What is the petrodollar system?

The petrodollar system originated in 1974, when Saudi Arabia agreed to price oil exclusively in U.S. dollars and to invest its surpluses in U.S. assets. This created permanent global demand for dollars and underpinned the currency’s reserve status for 50 years.


What is the petroyuan?

The petroyuan refers to oil transactions settled in Chinese yuan rather than U.S. dollars. China launched yuan-denominated oil futures in 2018, and Iran’s Hormuz yuan condition has created the first operational petroyuan corridor.


Is the U.S. dollar losing its reserve currency status?
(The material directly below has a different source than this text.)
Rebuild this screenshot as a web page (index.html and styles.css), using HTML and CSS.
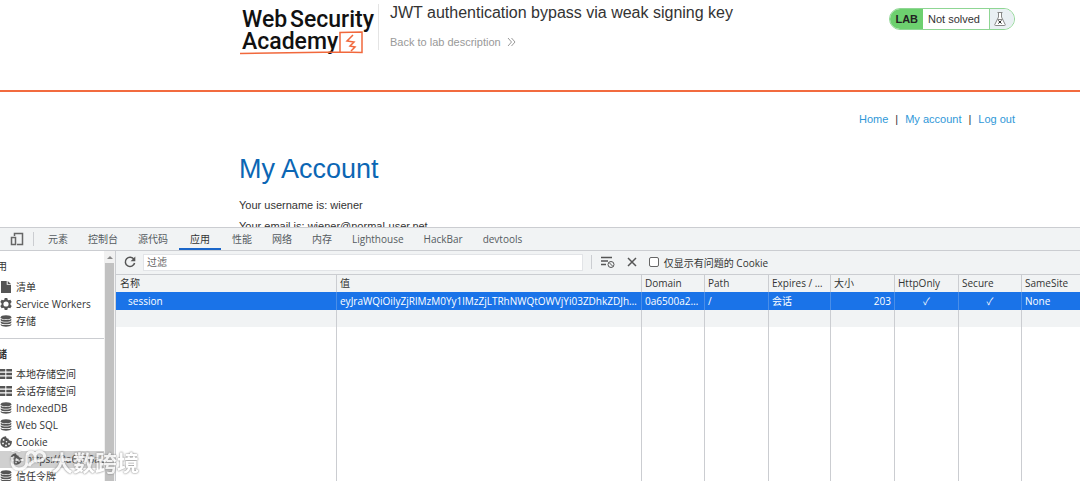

The dollar’s reserve share has fallen from 71% to roughly 57% since 1999, but it still dominates global reserves. This is gradual diversification, not a collapse. No single currency is positioned to replace the dollar.


How does the petroyuan affect forex traders?

Every barrel settled in yuan reduces structural dollar demand. Over time, this weakens the natural bid under the dollar that the petrodollar system created. Traders should watch USD/CNY, Gulf currency pegs, and Treasury flows for early signals.


Will oil stop being priced in dollars?

Not entirely, but the era of exclusive dollar pricing is ending. A multipolar settlement system is emerging in which oil can be priced in dollars, yuan, or other currencies, depending on the buyer and seller. This fragmentation, not replacement, is the key trend.


Final Thoughts

The petrodollar system was never just about oil. It was the invisible architecture that made the dollar indispensable to every economy on earth, and what is happening now is not its sudden death but its slow fracture, accelerated by a war that exposed the contradiction between America’s security promises and the reality of who actually buys Gulf oil today. 


For forex and commodity traders, the actionable insight is simple: stop thinking in terms of dollar strength or weakness and start thinking in terms of dollar fragmentation, because that is the trade that defines 2026 and beyond.


Disclaimer: This article is for informational purposes only and does not constitute financial advice. Always conduct your own research before making trading decisions.